▸ CHALLENGE: Repeat what the lines below say, word for word, and skip every image.

▸ GIVEN INFORMATION:
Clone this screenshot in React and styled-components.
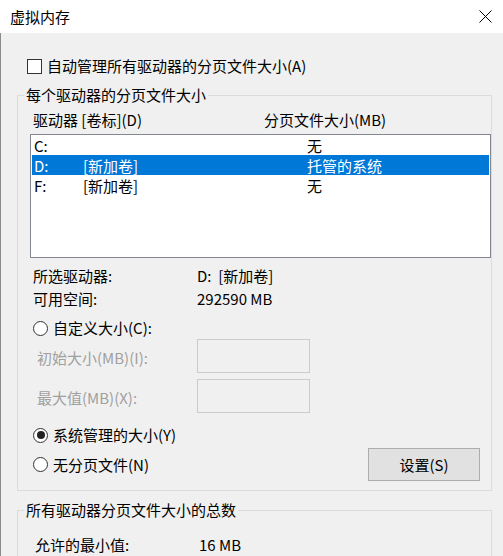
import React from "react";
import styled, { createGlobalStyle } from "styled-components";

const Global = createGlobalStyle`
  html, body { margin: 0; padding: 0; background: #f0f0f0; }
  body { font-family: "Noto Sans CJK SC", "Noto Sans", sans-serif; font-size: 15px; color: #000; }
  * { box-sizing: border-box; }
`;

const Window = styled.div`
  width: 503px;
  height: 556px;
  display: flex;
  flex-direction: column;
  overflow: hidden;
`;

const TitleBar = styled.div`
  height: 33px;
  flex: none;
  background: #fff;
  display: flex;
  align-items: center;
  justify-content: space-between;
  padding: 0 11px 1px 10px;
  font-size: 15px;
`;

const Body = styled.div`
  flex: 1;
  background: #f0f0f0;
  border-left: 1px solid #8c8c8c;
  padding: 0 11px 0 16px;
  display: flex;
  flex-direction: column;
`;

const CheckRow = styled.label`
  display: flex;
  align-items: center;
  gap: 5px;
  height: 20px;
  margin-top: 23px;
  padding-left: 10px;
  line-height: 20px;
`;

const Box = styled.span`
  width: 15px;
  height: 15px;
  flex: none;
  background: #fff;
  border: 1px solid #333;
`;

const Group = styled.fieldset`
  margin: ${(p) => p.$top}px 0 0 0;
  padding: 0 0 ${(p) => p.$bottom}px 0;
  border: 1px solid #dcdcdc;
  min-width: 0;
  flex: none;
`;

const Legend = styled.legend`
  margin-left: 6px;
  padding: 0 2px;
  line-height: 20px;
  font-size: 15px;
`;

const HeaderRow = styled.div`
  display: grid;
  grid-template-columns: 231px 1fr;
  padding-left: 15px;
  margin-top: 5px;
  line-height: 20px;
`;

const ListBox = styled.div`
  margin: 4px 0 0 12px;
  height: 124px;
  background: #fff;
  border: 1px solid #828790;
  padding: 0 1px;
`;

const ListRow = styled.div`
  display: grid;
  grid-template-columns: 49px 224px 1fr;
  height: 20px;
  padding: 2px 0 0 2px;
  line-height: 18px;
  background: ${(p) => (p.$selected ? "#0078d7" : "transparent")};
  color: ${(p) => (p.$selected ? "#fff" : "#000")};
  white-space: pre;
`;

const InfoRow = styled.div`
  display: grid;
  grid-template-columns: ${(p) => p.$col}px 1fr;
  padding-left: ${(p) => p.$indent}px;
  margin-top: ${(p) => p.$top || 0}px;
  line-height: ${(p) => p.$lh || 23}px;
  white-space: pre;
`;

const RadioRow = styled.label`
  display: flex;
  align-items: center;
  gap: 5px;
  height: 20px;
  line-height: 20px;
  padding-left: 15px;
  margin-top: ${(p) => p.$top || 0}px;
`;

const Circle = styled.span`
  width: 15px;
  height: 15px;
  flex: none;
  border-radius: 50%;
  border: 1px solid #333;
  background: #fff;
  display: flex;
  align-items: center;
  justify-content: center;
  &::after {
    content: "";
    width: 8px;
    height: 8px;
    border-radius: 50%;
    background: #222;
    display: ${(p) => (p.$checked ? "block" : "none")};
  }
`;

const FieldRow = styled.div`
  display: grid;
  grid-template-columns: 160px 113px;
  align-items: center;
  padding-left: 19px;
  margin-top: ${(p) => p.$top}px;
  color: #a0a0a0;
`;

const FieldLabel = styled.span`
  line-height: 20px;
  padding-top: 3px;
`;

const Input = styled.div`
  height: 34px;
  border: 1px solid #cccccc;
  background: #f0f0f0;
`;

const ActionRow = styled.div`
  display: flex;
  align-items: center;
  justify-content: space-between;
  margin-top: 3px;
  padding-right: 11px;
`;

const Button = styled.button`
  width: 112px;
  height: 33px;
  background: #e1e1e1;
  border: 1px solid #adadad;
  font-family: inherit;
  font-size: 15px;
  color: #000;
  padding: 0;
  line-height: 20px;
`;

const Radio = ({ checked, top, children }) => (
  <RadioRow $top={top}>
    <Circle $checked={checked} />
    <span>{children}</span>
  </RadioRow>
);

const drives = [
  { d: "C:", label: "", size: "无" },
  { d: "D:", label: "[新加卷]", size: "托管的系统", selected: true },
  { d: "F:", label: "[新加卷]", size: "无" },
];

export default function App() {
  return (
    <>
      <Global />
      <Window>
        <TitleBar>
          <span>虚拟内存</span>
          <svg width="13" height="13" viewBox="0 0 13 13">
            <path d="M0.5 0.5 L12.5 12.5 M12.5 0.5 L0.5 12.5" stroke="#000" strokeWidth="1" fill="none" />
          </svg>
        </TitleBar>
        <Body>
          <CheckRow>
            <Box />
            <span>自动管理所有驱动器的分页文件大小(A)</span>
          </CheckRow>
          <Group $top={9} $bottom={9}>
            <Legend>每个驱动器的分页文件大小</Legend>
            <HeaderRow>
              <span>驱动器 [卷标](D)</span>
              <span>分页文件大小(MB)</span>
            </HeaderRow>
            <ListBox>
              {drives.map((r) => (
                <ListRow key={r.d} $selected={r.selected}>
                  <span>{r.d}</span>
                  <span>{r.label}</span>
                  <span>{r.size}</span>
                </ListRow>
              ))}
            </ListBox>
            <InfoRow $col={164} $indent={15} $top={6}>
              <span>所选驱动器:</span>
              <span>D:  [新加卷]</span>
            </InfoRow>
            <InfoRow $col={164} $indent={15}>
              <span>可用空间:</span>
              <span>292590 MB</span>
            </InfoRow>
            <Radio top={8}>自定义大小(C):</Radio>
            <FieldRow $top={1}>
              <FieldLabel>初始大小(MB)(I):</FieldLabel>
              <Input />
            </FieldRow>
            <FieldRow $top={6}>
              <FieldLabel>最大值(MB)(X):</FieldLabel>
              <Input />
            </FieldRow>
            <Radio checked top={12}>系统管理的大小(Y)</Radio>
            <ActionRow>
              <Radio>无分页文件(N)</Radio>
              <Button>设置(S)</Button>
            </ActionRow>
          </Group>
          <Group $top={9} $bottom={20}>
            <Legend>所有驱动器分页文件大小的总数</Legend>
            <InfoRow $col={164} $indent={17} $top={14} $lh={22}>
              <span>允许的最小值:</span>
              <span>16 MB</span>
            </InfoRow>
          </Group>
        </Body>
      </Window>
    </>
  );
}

▸ THE REPLY:
Clone this screenshot in React and styled-components.
import React from "react";
import styled, { createGlobalStyle } from "styled-components";

const Global = createGlobalStyle`
  html, body { margin: 0; padding: 0; background: #f0f0f0; }
  body { font-family: "Noto Sans CJK SC", "Noto Sans", sans-serif; font-size: 15px; color: #000; }
  * { box-sizing: border-box; }
`;

const Window = styled.div`
  width: 503px;
  height: 556px;
  display: flex;
  flex-direction: column;
  overflow: hidden;
`;

const TitleBar = styled.div`
  height: 33px;
  flex: none;
  background: #fff;
  display: flex;
  align-items: center;
  justify-content: space-between;
  padding: 0 11px 1px 10px;
  font-size: 15px;
`;

const Body = styled.div`
  flex: 1;
  background: #f0f0f0;
  border-left: 1px solid #8c8c8c;
  padding: 0 11px 0 16px;
  display: flex;
  flex-direction: column;
`;

const CheckRow = styled.label`
  display: flex;
  align-items: center;
  gap: 5px;
  height: 20px;
  margin-top: 23px;
  padding-left: 10px;
  line-height: 20px;
`;

const Box = styled.span`
  width: 15px;
  height: 15px;
  flex: none;
  background: #fff;
  border: 1px solid #333;
`;

const Group = styled.fieldset`
  margin: ${(p) => p.$top}px 0 0 0;
  padding: 0 0 ${(p) => p.$bottom}px 0;
  border: 1px solid #dcdcdc;
  min-width: 0;
  flex: none;
`;

const Legend = styled.legend`
  margin-left: 6px;
  padding: 0 2px;
  line-height: 20px;
  font-size: 15px;
`;

const HeaderRow = styled.div`
  display: grid;
  grid-template-columns: 231px 1fr;
  padding-left: 15px;
  margin-top: 5px;
  line-height: 20px;
`;

const ListBox = styled.div`
  margin: 4px 0 0 12px;
  height: 124px;
  background: #fff;
  border: 1px solid #828790;
  padding: 0 1px;
`;

const ListRow = styled.div`
  display: grid;
  grid-template-columns: 49px 224px 1fr;
  height: 20px;
  padding: 2px 0 0 2px;
  line-height: 18px;
  background: ${(p) => (p.$selected ? "#0078d7" : "transparent")};
  color: ${(p) => (p.$selected ? "#fff" : "#000")};
  white-space: pre;
`;

const InfoRow = styled.div`
  display: grid;
  grid-template-columns: ${(p) => p.$col}px 1fr;
  padding-left: ${(p) => p.$indent}px;
  margin-top: ${(p) => p.$top || 0}px;
  line-height: ${(p) => p.$lh || 23}px;
  white-space: pre;
`;

const RadioRow = styled.label`
  display: flex;
  align-items: center;
  gap: 5px;
  height: 20px;
  line-height: 20px;
  padding-left: 15px;
  margin-top: ${(p) => p.$top || 0}px;
`;

const Circle = styled.span`
  width: 15px;
  height: 15px;
  flex: none;
  border-radius: 50%;
  border: 1px solid #333;
  background: #fff;
  display: flex;
  align-items: center;
  justify-content: center;
  &::after {
    content: "";
    width: 8px;
    height: 8px;
    border-radius: 50%;
    background: #222;
    display: ${(p) => (p.$checked ? "block" : "none")};
  }
`;

const FieldRow = styled.div`
  display: grid;
  grid-template-columns: 160px 113px;
  align-items: center;
  padding-left: 19px;
  margin-top: ${(p) => p.$top}px;
  color: #a0a0a0;
`;

const FieldLabel = styled.span`
  line-height: 20px;
  padding-top: 3px;
`;

const Input = styled.div`
  height: 34px;
  border: 1px solid #cccccc;
  background: #f0f0f0;
`;

const ActionRow = styled.div`
  display: flex;
  align-items: center;
  justify-content: space-between;
  margin-top: 3px;
  padding-right: 11px;
`;

const Button = styled.button`
  width: 112px;
  height: 33px;
  background: #e1e1e1;
  border: 1px solid #adadad;
  font-family: inherit;
  font-size: 15px;
  color: #000;
  padding: 0;
  line-height: 20px;
`;

const Radio = ({ checked, top, children }) => (
  <RadioRow $top={top}>
    <Circle $checked={checked} />
    <span>{children}</span>
  </RadioRow>
);

const drives = [
  { d: "C:", label: "", size: "无" },
  { d: "D:", label: "[新加卷]", size: "托管的系统", selected: true },
  { d: "F:", label: "[新加卷]", size: "无" },
];

export default function App() {
  return (
    <>
      <Global />
      <Window>
        <TitleBar>
          <span>虚拟内存</span>
          <svg width="13" height="13" viewBox="0 0 13 13">
            <path d="M0.5 0.5 L12.5 12.5 M12.5 0.5 L0.5 12.5" stroke="#000" strokeWidth="1" fill="none" />
          </svg>
        </TitleBar>
        <Body>
          <CheckRow>
            <Box />
            <span>自动管理所有驱动器的分页文件大小(A)</span>
          </CheckRow>
          <Group $top={9} $bottom={9}>
            <Legend>每个驱动器的分页文件大小</Legend>
            <HeaderRow>
              <span>驱动器 [卷标](D)</span>
              <span>分页文件大小(MB)</span>
            </HeaderRow>
            <ListBox>
              {drives.map((r) => (
                <ListRow key={r.d} $selected={r.selected}>
                  <span>{r.d}</span>
                  <span>{r.label}</span>
                  <span>{r.size}</span>
                </ListRow>
              ))}
            </ListBox>
            <InfoRow $col={164} $indent={15} $top={6}>
              <span>所选驱动器:</span>
              <span>D:  [新加卷]</span>
            </InfoRow>
            <InfoRow $col={164} $indent={15}>
              <span>可用空间:</span>
              <span>292590 MB</span>
            </InfoRow>
            <Radio top={8}>自定义大小(C):</Radio>
            <FieldRow $top={1}>
              <FieldLabel>初始大小(MB)(I):</FieldLabel>
              <Input />
            </FieldRow>
            <FieldRow $top={6}>
              <FieldLabel>最大值(MB)(X):</FieldLabel>
              <Input />
            </FieldRow>
            <Radio checked top={12}>系统管理的大小(Y)</Radio>
            <ActionRow>
              <Radio>无分页文件(N)</Radio>
              <Button>设置(S)</Button>
            </ActionRow>
          </Group>
          <Group $top={9} $bottom={20}>
            <Legend>所有驱动器分页文件大小的总数</Legend>
            <InfoRow $col={164} $indent={17} $top={14} $lh={22}>
              <span>允许的最小值:</span>
              <span>16 MB</span>
            </InfoRow>
          </Group>
        </Body>
      </Window>
    </>
  );
}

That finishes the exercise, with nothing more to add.